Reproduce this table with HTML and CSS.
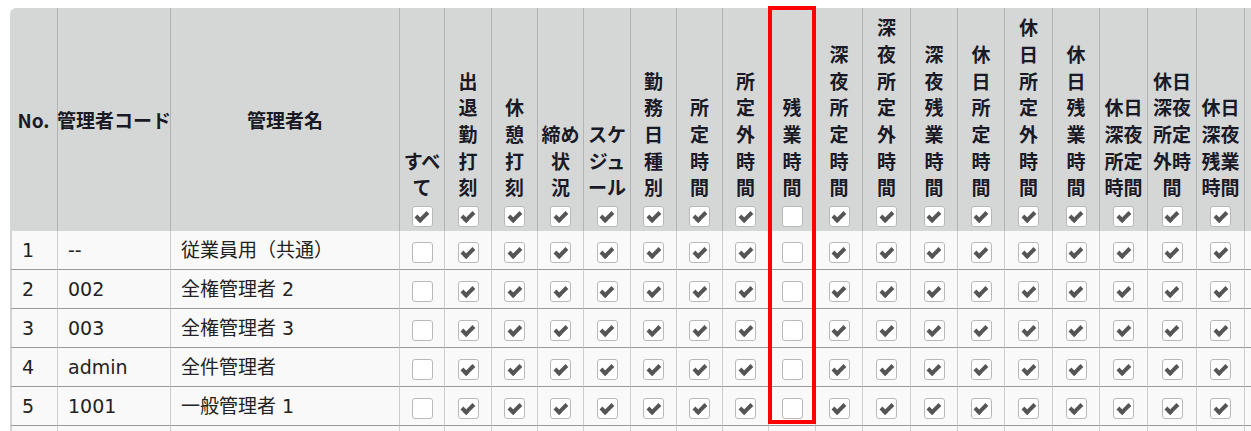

---

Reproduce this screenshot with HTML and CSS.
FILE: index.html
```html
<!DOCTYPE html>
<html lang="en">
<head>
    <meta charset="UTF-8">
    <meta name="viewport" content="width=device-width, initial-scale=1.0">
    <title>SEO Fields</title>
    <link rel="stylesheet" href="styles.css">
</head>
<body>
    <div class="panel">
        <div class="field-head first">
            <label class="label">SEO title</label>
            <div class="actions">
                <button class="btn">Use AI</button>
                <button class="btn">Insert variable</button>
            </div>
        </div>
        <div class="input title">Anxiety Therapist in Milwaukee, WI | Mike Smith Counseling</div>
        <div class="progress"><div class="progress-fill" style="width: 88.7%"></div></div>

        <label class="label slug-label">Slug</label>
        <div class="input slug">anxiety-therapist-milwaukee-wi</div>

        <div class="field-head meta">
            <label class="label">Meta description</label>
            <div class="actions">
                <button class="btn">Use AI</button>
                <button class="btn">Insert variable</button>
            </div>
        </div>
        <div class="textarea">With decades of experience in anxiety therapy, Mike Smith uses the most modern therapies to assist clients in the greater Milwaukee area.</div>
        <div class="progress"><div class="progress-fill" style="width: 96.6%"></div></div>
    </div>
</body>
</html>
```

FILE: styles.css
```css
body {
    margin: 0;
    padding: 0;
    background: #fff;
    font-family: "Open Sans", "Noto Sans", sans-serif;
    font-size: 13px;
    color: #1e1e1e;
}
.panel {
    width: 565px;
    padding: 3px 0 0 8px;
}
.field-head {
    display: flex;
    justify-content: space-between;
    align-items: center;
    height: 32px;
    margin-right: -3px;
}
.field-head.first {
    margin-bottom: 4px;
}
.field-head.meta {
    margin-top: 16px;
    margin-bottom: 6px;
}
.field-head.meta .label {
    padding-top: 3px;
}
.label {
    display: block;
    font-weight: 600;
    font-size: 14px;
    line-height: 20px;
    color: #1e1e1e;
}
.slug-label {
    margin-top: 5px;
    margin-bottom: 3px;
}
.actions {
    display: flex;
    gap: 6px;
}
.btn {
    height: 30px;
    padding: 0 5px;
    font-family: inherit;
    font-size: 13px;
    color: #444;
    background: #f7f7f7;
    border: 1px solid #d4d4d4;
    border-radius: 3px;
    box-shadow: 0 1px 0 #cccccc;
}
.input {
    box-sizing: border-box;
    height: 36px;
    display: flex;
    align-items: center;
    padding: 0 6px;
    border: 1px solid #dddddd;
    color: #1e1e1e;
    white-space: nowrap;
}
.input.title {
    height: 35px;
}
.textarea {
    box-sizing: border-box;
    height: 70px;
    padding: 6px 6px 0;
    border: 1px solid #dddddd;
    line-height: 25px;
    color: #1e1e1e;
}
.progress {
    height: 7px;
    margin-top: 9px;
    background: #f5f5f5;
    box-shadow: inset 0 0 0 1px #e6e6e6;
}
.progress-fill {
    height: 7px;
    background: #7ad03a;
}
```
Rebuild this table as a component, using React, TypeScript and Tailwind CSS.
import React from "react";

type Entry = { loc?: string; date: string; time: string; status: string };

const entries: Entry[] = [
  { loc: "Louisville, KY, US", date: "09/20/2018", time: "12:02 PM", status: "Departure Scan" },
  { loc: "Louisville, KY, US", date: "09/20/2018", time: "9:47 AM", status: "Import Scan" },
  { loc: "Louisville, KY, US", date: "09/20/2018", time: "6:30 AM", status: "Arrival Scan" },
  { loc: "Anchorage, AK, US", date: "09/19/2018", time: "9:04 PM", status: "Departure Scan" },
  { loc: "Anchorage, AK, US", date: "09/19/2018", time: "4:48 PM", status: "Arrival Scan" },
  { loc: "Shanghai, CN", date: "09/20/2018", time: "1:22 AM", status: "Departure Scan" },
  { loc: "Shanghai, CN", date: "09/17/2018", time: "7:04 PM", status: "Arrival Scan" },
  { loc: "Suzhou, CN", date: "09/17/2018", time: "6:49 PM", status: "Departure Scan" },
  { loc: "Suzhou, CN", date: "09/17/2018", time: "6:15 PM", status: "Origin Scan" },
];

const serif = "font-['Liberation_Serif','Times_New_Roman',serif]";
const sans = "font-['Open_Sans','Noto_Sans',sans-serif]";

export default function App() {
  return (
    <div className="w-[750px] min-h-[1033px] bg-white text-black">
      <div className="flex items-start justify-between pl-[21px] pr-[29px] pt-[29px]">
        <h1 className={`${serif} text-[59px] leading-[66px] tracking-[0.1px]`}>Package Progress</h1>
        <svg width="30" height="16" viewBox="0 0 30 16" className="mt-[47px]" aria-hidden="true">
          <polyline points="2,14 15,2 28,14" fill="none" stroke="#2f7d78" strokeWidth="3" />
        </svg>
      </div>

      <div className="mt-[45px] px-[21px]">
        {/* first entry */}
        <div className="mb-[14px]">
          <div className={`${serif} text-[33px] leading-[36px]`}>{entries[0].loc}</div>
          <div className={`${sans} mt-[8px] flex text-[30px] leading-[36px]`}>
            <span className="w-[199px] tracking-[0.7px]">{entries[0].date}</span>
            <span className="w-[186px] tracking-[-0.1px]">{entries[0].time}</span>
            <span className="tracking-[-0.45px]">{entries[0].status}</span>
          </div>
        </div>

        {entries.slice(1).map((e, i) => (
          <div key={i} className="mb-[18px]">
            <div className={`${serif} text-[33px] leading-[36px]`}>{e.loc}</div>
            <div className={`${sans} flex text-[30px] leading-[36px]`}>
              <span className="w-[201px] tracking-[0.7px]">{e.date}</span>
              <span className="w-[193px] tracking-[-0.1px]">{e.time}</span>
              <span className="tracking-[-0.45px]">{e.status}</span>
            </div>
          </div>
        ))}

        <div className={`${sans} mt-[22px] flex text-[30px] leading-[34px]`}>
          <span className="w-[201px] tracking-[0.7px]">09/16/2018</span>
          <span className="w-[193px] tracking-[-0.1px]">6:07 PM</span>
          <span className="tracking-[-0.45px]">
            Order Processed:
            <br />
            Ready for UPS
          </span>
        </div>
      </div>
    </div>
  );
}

--

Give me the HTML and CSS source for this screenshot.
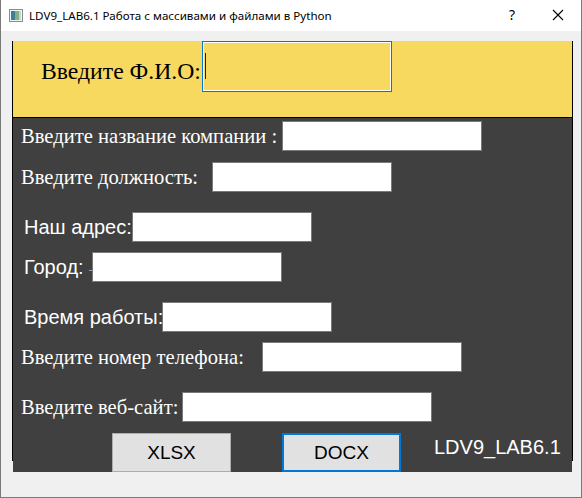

= Aim of the exercise =
What is the number of lines that contain "table"? Reply with that number alone.

= Result of this exercise =
2